» Set exercise: Identify each line in the records below that contains the word "components", and copy it.

[Entries with page source code]
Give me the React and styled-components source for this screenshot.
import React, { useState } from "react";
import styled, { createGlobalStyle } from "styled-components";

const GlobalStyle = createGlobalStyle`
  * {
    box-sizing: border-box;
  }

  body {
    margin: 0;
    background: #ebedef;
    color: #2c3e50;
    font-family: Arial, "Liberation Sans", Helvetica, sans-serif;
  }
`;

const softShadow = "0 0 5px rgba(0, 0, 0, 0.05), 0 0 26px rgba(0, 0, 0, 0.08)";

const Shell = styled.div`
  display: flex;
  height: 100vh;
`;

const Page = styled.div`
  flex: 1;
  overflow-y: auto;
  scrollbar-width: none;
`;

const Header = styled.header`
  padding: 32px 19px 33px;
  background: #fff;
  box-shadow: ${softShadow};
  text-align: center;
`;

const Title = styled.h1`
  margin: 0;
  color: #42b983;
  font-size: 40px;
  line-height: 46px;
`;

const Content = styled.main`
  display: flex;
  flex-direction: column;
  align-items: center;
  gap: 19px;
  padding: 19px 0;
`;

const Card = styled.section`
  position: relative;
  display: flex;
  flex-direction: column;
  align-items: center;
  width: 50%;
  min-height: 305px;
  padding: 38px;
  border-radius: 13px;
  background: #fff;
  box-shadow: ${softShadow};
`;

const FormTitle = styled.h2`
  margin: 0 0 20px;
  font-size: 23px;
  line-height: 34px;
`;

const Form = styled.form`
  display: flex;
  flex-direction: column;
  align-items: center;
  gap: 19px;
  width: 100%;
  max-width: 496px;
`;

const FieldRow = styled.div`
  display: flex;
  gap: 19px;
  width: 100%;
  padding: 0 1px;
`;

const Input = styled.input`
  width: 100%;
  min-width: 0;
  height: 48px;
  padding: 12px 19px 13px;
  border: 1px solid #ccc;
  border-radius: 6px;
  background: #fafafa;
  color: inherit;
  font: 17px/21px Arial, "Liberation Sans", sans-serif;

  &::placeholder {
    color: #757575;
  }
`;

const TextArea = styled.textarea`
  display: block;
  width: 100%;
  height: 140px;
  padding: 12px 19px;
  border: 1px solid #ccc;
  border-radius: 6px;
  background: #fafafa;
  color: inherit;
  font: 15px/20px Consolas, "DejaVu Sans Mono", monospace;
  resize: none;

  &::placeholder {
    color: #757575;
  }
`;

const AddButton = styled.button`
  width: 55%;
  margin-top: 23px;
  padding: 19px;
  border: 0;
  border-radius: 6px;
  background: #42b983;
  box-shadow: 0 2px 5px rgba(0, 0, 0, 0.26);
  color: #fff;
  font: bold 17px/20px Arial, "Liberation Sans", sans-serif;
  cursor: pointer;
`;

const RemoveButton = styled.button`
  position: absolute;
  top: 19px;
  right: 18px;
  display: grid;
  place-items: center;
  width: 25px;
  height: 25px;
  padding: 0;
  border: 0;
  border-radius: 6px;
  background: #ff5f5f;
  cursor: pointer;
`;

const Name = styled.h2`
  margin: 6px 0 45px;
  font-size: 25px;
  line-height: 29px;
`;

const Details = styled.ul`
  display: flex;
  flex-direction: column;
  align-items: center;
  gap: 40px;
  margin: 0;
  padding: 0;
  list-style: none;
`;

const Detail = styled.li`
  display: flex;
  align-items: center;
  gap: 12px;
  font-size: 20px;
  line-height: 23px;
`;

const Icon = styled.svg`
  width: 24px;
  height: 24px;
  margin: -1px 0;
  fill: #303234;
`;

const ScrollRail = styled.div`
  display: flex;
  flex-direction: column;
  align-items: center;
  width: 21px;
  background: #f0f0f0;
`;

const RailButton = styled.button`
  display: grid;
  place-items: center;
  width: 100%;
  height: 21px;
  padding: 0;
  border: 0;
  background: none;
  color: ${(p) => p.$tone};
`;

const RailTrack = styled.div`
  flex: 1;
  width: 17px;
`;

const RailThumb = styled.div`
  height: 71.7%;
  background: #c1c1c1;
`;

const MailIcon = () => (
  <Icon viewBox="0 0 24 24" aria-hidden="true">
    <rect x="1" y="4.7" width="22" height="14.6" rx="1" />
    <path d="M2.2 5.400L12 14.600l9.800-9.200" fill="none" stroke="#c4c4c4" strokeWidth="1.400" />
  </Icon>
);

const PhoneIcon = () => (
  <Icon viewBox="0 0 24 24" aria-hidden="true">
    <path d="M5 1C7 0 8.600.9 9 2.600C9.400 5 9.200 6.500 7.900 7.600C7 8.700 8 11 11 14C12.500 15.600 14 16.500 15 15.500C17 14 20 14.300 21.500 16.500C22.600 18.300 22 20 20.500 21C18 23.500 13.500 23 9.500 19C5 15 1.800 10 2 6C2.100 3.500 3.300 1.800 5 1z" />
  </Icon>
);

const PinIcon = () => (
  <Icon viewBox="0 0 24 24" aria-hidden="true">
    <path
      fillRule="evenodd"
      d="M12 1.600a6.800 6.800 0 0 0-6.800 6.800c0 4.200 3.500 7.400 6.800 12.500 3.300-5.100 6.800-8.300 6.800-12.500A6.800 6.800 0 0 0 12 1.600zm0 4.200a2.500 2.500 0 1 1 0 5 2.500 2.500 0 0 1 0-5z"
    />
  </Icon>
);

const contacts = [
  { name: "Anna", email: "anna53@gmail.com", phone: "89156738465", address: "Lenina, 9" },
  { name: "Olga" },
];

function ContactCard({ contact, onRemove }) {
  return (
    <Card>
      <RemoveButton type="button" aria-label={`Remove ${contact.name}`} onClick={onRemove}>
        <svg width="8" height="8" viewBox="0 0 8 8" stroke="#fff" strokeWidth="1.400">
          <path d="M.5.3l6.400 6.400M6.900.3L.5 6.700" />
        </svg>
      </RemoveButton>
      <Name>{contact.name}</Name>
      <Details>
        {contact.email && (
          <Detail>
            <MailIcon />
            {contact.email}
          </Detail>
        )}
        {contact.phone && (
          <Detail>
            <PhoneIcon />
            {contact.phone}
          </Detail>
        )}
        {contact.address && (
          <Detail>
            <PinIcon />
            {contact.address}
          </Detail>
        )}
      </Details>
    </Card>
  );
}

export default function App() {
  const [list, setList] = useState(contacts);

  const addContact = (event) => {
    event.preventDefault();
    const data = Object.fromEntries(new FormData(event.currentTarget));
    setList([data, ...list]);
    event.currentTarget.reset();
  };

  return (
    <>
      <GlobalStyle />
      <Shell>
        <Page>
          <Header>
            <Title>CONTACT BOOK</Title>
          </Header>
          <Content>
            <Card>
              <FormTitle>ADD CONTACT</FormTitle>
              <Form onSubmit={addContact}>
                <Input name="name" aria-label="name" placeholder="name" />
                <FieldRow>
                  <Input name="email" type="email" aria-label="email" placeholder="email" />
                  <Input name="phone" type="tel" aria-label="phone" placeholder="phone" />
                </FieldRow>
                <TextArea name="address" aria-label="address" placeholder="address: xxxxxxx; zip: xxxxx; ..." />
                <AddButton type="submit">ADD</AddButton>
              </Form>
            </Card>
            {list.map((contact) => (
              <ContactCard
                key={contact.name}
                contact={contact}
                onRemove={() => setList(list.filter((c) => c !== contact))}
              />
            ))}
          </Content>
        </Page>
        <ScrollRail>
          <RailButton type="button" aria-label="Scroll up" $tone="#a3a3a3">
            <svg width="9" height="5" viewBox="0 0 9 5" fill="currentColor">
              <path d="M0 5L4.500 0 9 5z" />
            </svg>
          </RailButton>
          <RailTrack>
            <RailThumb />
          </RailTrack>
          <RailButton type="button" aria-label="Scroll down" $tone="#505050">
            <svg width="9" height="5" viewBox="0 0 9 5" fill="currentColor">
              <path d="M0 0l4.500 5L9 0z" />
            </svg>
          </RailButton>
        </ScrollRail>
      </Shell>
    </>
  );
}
---
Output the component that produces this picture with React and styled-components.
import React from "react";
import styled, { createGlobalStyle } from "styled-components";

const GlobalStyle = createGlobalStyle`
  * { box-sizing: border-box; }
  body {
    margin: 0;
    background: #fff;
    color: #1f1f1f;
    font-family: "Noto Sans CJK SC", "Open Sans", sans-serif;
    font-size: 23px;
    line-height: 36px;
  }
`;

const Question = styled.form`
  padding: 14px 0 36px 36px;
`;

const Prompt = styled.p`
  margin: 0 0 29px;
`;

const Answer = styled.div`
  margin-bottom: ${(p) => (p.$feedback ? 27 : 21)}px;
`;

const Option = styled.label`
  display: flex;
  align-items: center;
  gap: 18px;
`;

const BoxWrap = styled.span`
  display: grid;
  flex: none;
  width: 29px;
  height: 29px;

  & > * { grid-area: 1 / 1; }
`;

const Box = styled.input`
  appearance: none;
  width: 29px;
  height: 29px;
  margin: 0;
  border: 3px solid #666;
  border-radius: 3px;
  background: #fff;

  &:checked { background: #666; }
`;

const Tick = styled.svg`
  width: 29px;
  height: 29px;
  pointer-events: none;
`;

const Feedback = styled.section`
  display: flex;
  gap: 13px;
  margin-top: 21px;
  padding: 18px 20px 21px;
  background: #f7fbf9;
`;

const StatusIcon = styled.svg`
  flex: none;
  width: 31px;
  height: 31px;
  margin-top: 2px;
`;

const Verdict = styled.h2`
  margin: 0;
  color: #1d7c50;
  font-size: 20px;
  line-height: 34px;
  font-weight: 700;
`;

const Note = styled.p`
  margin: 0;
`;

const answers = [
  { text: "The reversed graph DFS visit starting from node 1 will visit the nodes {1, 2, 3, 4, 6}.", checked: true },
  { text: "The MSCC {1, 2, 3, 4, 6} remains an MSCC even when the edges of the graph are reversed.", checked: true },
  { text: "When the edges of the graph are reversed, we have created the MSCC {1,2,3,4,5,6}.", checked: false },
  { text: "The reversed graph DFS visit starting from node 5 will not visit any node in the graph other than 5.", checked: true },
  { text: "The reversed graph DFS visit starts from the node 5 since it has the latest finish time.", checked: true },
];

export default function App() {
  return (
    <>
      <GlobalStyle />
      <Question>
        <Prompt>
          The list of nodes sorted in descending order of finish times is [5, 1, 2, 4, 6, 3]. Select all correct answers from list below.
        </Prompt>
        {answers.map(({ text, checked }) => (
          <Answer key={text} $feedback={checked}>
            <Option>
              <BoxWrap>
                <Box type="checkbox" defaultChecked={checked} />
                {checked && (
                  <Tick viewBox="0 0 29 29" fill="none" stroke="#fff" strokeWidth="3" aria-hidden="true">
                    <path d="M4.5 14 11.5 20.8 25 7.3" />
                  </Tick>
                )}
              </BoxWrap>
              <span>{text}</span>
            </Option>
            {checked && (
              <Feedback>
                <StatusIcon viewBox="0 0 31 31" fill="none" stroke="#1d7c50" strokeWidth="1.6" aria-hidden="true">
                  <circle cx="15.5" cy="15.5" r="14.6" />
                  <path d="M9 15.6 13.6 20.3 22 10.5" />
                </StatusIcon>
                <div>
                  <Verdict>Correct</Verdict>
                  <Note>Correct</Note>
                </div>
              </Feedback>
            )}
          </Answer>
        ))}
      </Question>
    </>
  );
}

» Answer to the task:
Give me the React and styled-components source for this screenshot.
import styled, { createGlobalStyle } from "styled-components";
Output the component that produces this picture with React and styled-components.
import styled, { createGlobalStyle } from "styled-components";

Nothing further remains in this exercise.